The simple stories told with love and a smile by Elin Pelin invariably highlight the theme of worthwhile values of human life. Dreams, love, sin and redemption, the bond with the land, as well as hard work are all present in the portrayal of peasantry created by Elin Pelin. Despite the tragic fates, his stories are never short of the hope of salvation and spiritual transformation. With an admirable simplicity the bard of the Bulgarian peasantry wrote about the fateful encounter of the old and the new in the patriarchal world of Bulgarians doomed to slowly disappear. With time, this traditional community model was swept by major changes triggered first by the bourgeois and later by the communist social systems.

At the end of his life, the author of Harvest, In the Field and Daydreamers made an attempt at a narrative about a world opposed to the patriarchal world void of the bond with the land and the smell of earth. In a recording from the Bulgarian National Radio Golden Archives the topic is the brigade movement in the years after the establishment of a pro-Soviet regime in Bulgaria. Back then brigades of young people worked to build a few sites of nationwide importance.

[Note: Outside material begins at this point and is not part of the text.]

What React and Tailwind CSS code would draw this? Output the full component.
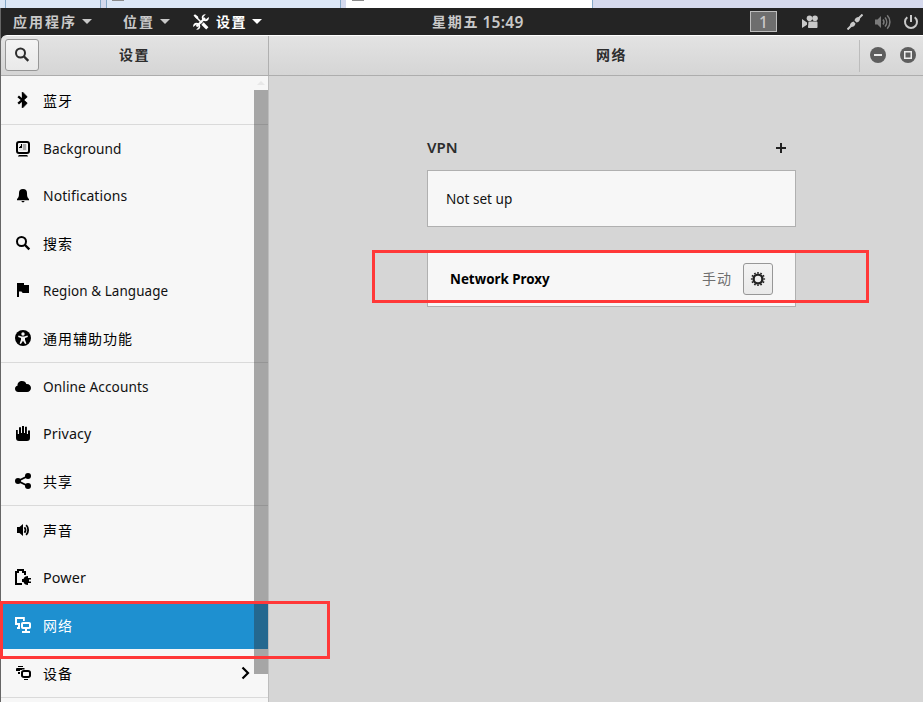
import React from "react";

const Svg = ({ children, className = "" }) => (
  <svg viewBox="0 0 16 16" width="16" height="16" fill="currentColor" className={"shrink-0 " + className}>
    {children}
  </svg>
);

const SearchIcon = () => (
  <Svg>
    <circle cx="6.5" cy="6" r="4.5" fill="none" stroke="currentColor" strokeWidth="2" />
    <path d="M9.5 9 14.3 13.8" fill="none" stroke="currentColor" strokeWidth="2.4" />
  </Svg>
);

const icons = {
  bluetooth: (
    <Svg>
      <path d="M3.2 4.300 10.800 11 8 13.700V2.300L10.800 5 3.200 11.700" fill="none" stroke="currentColor" strokeWidth="2.300" />
      <path d="M6.900 0h1.600l4 4.600-3.200 3.400 3.200 3.500-4 4.500H6.900v-2.500h2V2.500h-2z" fillOpacity="0.5" />
    </Svg>
  ),
  background: (
    <Svg>
      <rect x="2" y="1" width="12" height="11" rx="2" fill="none" stroke="currentColor" strokeWidth="2" />
      <path d="M4 3h8v7H4z" fill="#e5e5e5" />
      <path d="M8 3h3v6H8z" fill="#aaa" />
      <path d="M6 3h1v4H4V6h1V5h1z" />
      <path d="M5 14h6c1.200 0 2 .5 2 1.500H3c0-1 .8-1.500 2-1.500z" />
    </Svg>
  ),
  bell: (
    <Svg>
      <path d="M8 1C5.300 1 4 2.600 4 5c0 3.500-.4 4.700-2 6v1.300h12V11c-1.600-1.300-2-2.500-2-6 0-2.400-1.300-4-4-4zM6.500 13h3c0 .9-.7 1.300-1.500 1.300S6.500 13.900 6.500 13z" />
    </Svg>
  ),
  search: (
    <Svg>
      <circle cx="6.500" cy="6.500" r="4.500" fill="none" stroke="currentColor" strokeWidth="2" />
      <path d="M9.500 9.500 14.300 14.300" fill="none" stroke="currentColor" strokeWidth="2.400" />
    </Svg>
  ),
  flag: (
    <Svg>
      <path d="M2 0h7v2h5v8H8.500c-.6 0-1.500-.5-2-1.500H4V14H2z" />
    </Svg>
  ),
  access: (
    <Svg>
      <circle cx="8" cy="8" r="8" />
      <circle cx="8" cy="4" r="1.700" fill="#f7f7f7" />
      <path d="M3.500 5.600 6.800 6.500h2.400l3.300-.9.4 1.300L10 8v1.700l1.400 3.700-1.300.6L8 10.800 5.900 14l-1.300-.6L6 9.700V8L3.100 6.900z" fill="#f7f7f7" />
    </Svg>
  ),
  cloud: (
    <Svg>
      <path d="M3.300 14C1.300 14 0 12.600 0 10.800c0-1.700 1.100-2.800 2.500-3C2.300 5 4.400 3 7 3c2.300 0 3.900 1.300 4.300 3 2.700-.3 4.700 1.500 4.700 4 0 2.300-1.700 4-3.900 4z" />
    </Svg>
  ),
  hand: (
    <Svg>
      <path d="M1 4h1.800v4H4V1.300h2V7h1V0h2v7h1V.8h1.900V8H13V4.500h2V12c0 2-1 3-3 3H4c-2 0-3-1-3-3z" />
    </Svg>
  ),
  share: (
    <Svg>
      <circle cx="13" cy="3" r="3" />
      <circle cx="3" cy="8" r="3" />
      <circle cx="13" cy="13" r="3" />
      <path d="M13 3 3 8l10 5" fill="none" stroke="currentColor" strokeWidth="1.900" />
    </Svg>
  ),
  sound: (
    <Svg>
      <path d="M2 5h2.500L8 2v12l-3.500-3H2z" />
      <path d="M9.500 5.300c1.200 1.500 1.200 3.900 0 5.400M11.200 3c2.600 2.700 2.600 7.300 0 10" fill="none" stroke="currentColor" strokeWidth="1.800" />
    </Svg>
  ),
  power: (
    <Svg>
      <path d="M7 15H1V3h2V1h5v2h2v3" fill="none" stroke="currentColor" strokeWidth="2" />
      <path d="M7 10h1.500c.5-2 2-3 4.500-3v2h3v1.500h-2v2h2V14h-3v2c-2.500 0-4-1-4.500-3H7z" />
    </Svg>
  ),
  network: (
    <Svg>
      <path d="M0 0h9.800v4H8V2H2v4h3v2H0zM2 10h3v2H2z" />
      <path d="M3 8h2v2H3z" />
      <path d="M8 5h6c1.300 0 2 .7 2 2v3c0 1.300-.7 2-2 2h-2v2h3v2H7v-2h3v-2H8c-1.300 0-2-.7-2-2V7c0-1.300.7-2 2-2zm0 2v3h6V7z" fillRule="evenodd" />
    </Svg>
  ),
  devices: (
    <Svg>
      <path d="M3 1h5v1H3zM2 3h7.500v1.500H7V5H5v1H1V4.500C1 3.600 1.300 3 2 3zM3 7h2v2H3z" />
      <path d="M9 5h4c2 0 3 1 3 2.500v3c0 1.300-1 2.500-2.500 2.500H9c-2 0-3-1-3-2.500v-3C6 6 7 5 9 5zm0 2c-.7 0-1 .3-1 1v2c0 .7.300 1 1 1h4c.7 0 1-.3 1-1V8c0-.7-.3-1-1-1z" fillRule="evenodd" />
      <path d="M9 14h4v1H9z" />
    </Svg>
  ),
};

const latin = "ml-3 origin-left text-[15px] leading-4 tracking-[0.1px] text-[#111] ";
const cjk = "ml-3 mt-px text-[14px] leading-4 tracking-[1px]";

const rows = [
  ["bluetooth", "蓝牙", "h-[49px] pt-4 border-b", cjk],
  ["background", "Background", "h-[47px] pt-4", latin + "-mt-px scale-x-[0.91]"],
  ["bell", "Notifications", "h-12 pt-4", latin + "-mt-px scale-x-[0.93]"],
  ["search", "搜索", "h-[47px] pt-[15px]", cjk],
  ["flag", "Region & Language", "h-12 pt-4", latin + "-mt-px scale-x-[0.895]"],
  ["access", "通用辅助功能", "h-12 pt-[15px] border-b", cjk],
  ["cloud", "Online Accounts", "h-[47px] pt-[15px]", latin + "scale-x-[0.91]"],
  ["hand", "Privacy", "h-12 pt-4", latin + "-mt-px scale-x-[0.955]"],
  ["share", "共享", "h-12 pt-[15px] border-b", cjk],
  ["sound", "声音", "h-12 pt-4", cjk],
  ["power", "Power", "h-12 pt-[15px]", latin + "scale-x-[0.96]"],
  ["network", "网络", "h-[47px] pt-[15px] bg-[#1e90d0] text-white", cjk],
  ["devices", "设备", "h-[49px] pt-4 border-b", cjk],
];

const Caret = () => (
  <svg width="10" height="5" viewBox="0 0 10 5" fill="currentColor" className="shrink-0">
    <path d="M0 0h10L5 5z" />
  </svg>
);

function TabStrip() {
  return (
    <div className="flex h-2 bg-[#d5d9ed]">
      <div className="w-[5px] bg-[#dce7f6]" />
      <div className="w-24 border-x border-[#86a9c8] bg-[#dce7f6]" />
      <div className="w-[5px]" />
      <div className="flex w-[235px] items-start border-x border-[#86a9c8] bg-[#dce7f6] pl-[5px]">
        <div className="h-px w-3 bg-[#8b8b8b]" />
      </div>
      <div className="w-[5px]" />
      <div className="flex w-[247px] items-start border-r border-[#86a9c8] bg-white pl-1.5">
        <div className="h-px w-3 bg-[#8b8b8b]" />
      </div>
    </div>
  );
}

function TopBar() {
  return (
    <div className="flex h-[27px] items-center bg-[#242424] text-[14px] font-bold leading-[26px] text-[#c9c9c9]">
      <div className="flex w-[110px] items-center gap-[5px] pl-3">
        <span className="tracking-[2px]">应用程序</span>
        <Caret />
      </div>
      <div className="flex w-[82px] items-center gap-[5px] pl-3">
        <span className="tracking-[2px]">位置</span>
        <Caret />
      </div>
      <div className="flex w-[239px] items-center text-white">
        <Svg>
          <path d="M2 2 9 9" stroke="currentColor" strokeWidth="1.600" />
          <path d="m9.500 9.500 4.800 4.800" stroke="currentColor" strokeWidth="3.200" />
          <path d="M3.500 12.500 12 4" stroke="currentColor" strokeWidth="2.200" />
          <path d="M12.800.2 10.500 2.700l.3 2.300 2.200.3L15.700 3c.7 2.300-.9 4.300-3 4.300-2.200 0-4-1.700-4-3.800C8.700 1.300 10.700-.2 12.800.2zM3.200 15.800l2.300-2.500-.3-2.200L3 10.800.3 13c-.6-2.300.9-4.200 3-4.200 2.200 0 4 1.700 4 3.700 0 2.200-2 3.700-4.100 3.300z" />
          <path d="M.5 1.500 2 .3l3 2.200.3 1.500L4 5z" />
        </Svg>
        <span className="ml-[7px] mr-[5px] tracking-[1.500px]">设置</span>
        <Caret />
      </div>
      <div className="flex w-[318px] items-center whitespace-nowrap">
        <span className="tracking-[1.800px]">星期五</span>
        <span className="ml-[3px] text-[15.500px] font-semibold tracking-[0.300px]">15:49</span>
      </div>
      <div className="flex h-[21px] w-[27px] items-center justify-center border border-[#bdbdbd] bg-[#6e6e6e] text-[15.500px] font-medium">1</div>
      <Svg className="ml-[25px]">
        <circle cx="7.500" cy="4.300" r="2.800" />
        <circle cx="13" cy="4.300" r="2.800" />
        <path d="M6.500 7.500h8c.6 0 1 .4 1 1V13c0 .6-.4 1-1 1H7c-.6 0-1-.4-1-1zM0 5l5 3.500v2.300L0 14z" />
      </Svg>
      <Svg className="ml-[29px]">
        <path d="M.5 15.500 4 12M12 4 15.500.5" stroke="currentColor" strokeWidth="2" />
        <path d="M3 13c-.5-2.800.8-5 3.500-5.500l2 2c-.5 2.700-2.700 4-5.500 3.500zM7.500 6.500l2 2c2.700-.4 4-2.600 3.500-5.500-2.900-.5-5.100.8-5.500 3.500z" />
      </Svg>
      <Svg className="ml-3 text-[#7b7b7b]">
        <path d="M0 5.500h2.500L6 2v12l-3.500-3.500H0z" />
        <path d="M8 5.500c1.200 1.500 1.200 3.500 0 5M10 3.500c2.300 2.600 2.300 6.400 0 9M12.200 1.300c3.600 3.800 3.600 9.600 0 13.400" fill="none" stroke="currentColor" strokeWidth="1.500" />
      </Svg>
      <Svg className="ml-3">
        <path d="M4.300 3.200a6 6 0 1 0 7.400 0M8 1v7" fill="none" stroke="currentColor" strokeWidth="2" />
      </Svg>
    </div>
  );
}

function HeaderBar() {
  return (
    <div className="flex h-[41px] rounded-tl-md border-b border-t border-b-[#adadad] border-t-white bg-gradient-to-b from-[#e3e3e3] to-[#d5d5d5] text-[14px] font-bold text-[#2d2d2d]">
      <div className="flex w-[268px] border-r border-[#b0b0b0] pl-1 pt-[3px]">
        <div className="flex h-8 w-[34px] items-center justify-center rounded-[3px] border border-[#979797] bg-gradient-to-b from-[#f4f4f4] to-[#e9e9e9]">
          <SearchIcon />
        </div>
        <div className="ml-[80px] pt-[6px] leading-5 tracking-[1.500px]">设置</div>
      </div>
      <div className="flex flex-1">
        <div className="ml-[327px] w-[263px] pt-[9px] leading-5 tracking-[1.500px]">网络</div>
        <div className="mt-1 h-8 w-px bg-[#bcbcbc]" />
        <svg width="16" height="16" viewBox="0 0 16 16" className="ml-[10px] mt-[11px]">
          <circle cx="8" cy="8" r="8" fill="#5e5e5e" />
          <path d="M4 7h8v2H4z" fill="#ededed" />
        </svg>
        <svg width="16" height="16" viewBox="0 0 16 16" className="ml-[14px] mt-[11px] shrink-0">
          <circle cx="8" cy="8" r="8" fill="#5e5e5e" />
          <path d="M4.750 4.750h6.500v6.500h-6.500z" fill="none" stroke="#ededed" strokeWidth="1.500" />
        </svg>
      </div>
    </div>
  );
}

function Sidebar() {
  return (
    <div className="relative w-[268px] shrink-0 border-r border-[#bdbdbd] bg-[#f7f7f7] text-black">
      {rows.map(([icon, label, cls, text]) => (
        <div key={icon} className={"flex items-start border-[#dadada] pl-3.5 pr-[18px] " + cls}>
          {icons[icon]}
          <span className={text}>{label}</span>
          {icon === "devices" && (
            <svg width="9" height="14" viewBox="0 0 9 14" className="ml-auto mt-px">
              <path d="m1.500 1.500 5.500 5.500-5.500 5.500" fill="none" stroke="black" strokeWidth="2.200" />
            </svg>
          )}
        </div>
      ))}
      <div className="absolute right-0 top-[14px] h-[584px] w-[14px] bg-[#2d2d2d]/40" />
      <svg className="absolute right-[3px] top-[5px]" width="8" height="4" viewBox="0 0 8 4">
        <path d="M0 4h8L4 0z" fill="#e8e8e8" />
      </svg>
    </div>
  );
}

function Content() {
  return (
    <div className="flex-1 bg-[#d6d6d6] pl-[158px] pt-[61px]">
      <div className="flex h-[33px] w-[369px] items-start justify-between text-[#2d2d2d]">
        <span className="text-[15px] font-semibold leading-5">VPN</span>
        <svg width="10" height="10" viewBox="0 0 10 10" className="mr-[10px] mt-[6px]">
          <path d="M4 0h2v4h4v2H6v4H4V6H0V4h4z" fill="#222" />
        </svg>
      </div>
      <div className="flex h-[57px] w-[369px] items-center border border-[#b0b0b0] bg-[#f7f7f7] pl-[18px] text-[#111]">
        <span className="origin-left scale-x-[0.905] text-[15px]">Not set up</span>
      </div>
      <div className="mt-[25px] flex h-[55px] w-[369px] items-center border border-[#b0b0b0] bg-[#f7f7f7] pb-[2px] pl-[22px] pr-[22px]">
        <span className="origin-left scale-x-[0.892] text-[15px] font-bold text-black">Network Proxy</span>
        <span className="ml-auto mr-[11px] text-[14px] tracking-[1px] text-[#6f6f6f]">手动</span>
        <div className="flex h-8 w-[30px] items-center justify-center rounded-[3px] border border-[#979797] bg-gradient-to-b from-[#f4f4f4] to-[#e9e9e9] text-[#222]">
          <Svg>
            <circle cx="8" cy="8" r="4.400" fill="none" stroke="currentColor" strokeWidth="2.400" />
            <circle cx="8" cy="8" r="6.200" fill="none" stroke="currentColor" strokeWidth="1.800" pathLength="120" strokeDasharray="4.800 5.200" strokeDashoffset="2.400" />
          </Svg>
        </div>
      </div>
    </div>
  );
}

export default function App() {
  return (
    <div className="relative flex h-[702px] w-[923px] flex-col overflow-hidden font-['Noto_Sans','Noto_Sans_CJK_SC',sans-serif]">
      <TabStrip />
      <div className="flex flex-1 flex-col border-l border-[#666] bg-[#242424]">
        <TopBar />
        <HeaderBar />
        <div className="flex flex-1 overflow-hidden">
          <Sidebar />
          <Content />
        </div>
      </div>
      <div className="absolute left-0 top-[601px] h-[58px] w-[330px] border-[3px] border-[#ff3838]" />
      <div className="absolute left-[372px] top-[250px] h-[53px] w-[497px] border-[3px] border-[#ff3838]" />
    </div>
  );
}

"Comrade Elin Pelin, you have written the short story The Sparrows of Aunt Doyna with a plot borrowed from the brigade movement. Please, tell us how you look at the youth brigade movement and its great success in socialist construction?"

“The brigade movement is of great importance for the young generation. It has built its relationship with the state and has created a feeling of collectivism opposing bad, selfish feelings. The brigade movement makes every true patriot rejoice.”

In all honesty however, Elin Pelin earned a place as a Bulgarian classic with his earlier work inhabited by a different type of characters: pensive, anxious, infatuated or amused. We remember their names from school: Angelinka, Hristina, Elka, the old Gerak, priest Sisoy and Blagolazh.

In 1949 Elin Pelin left this world to go “to the other” and join Grandpa Mateyko and hi other beloved characters.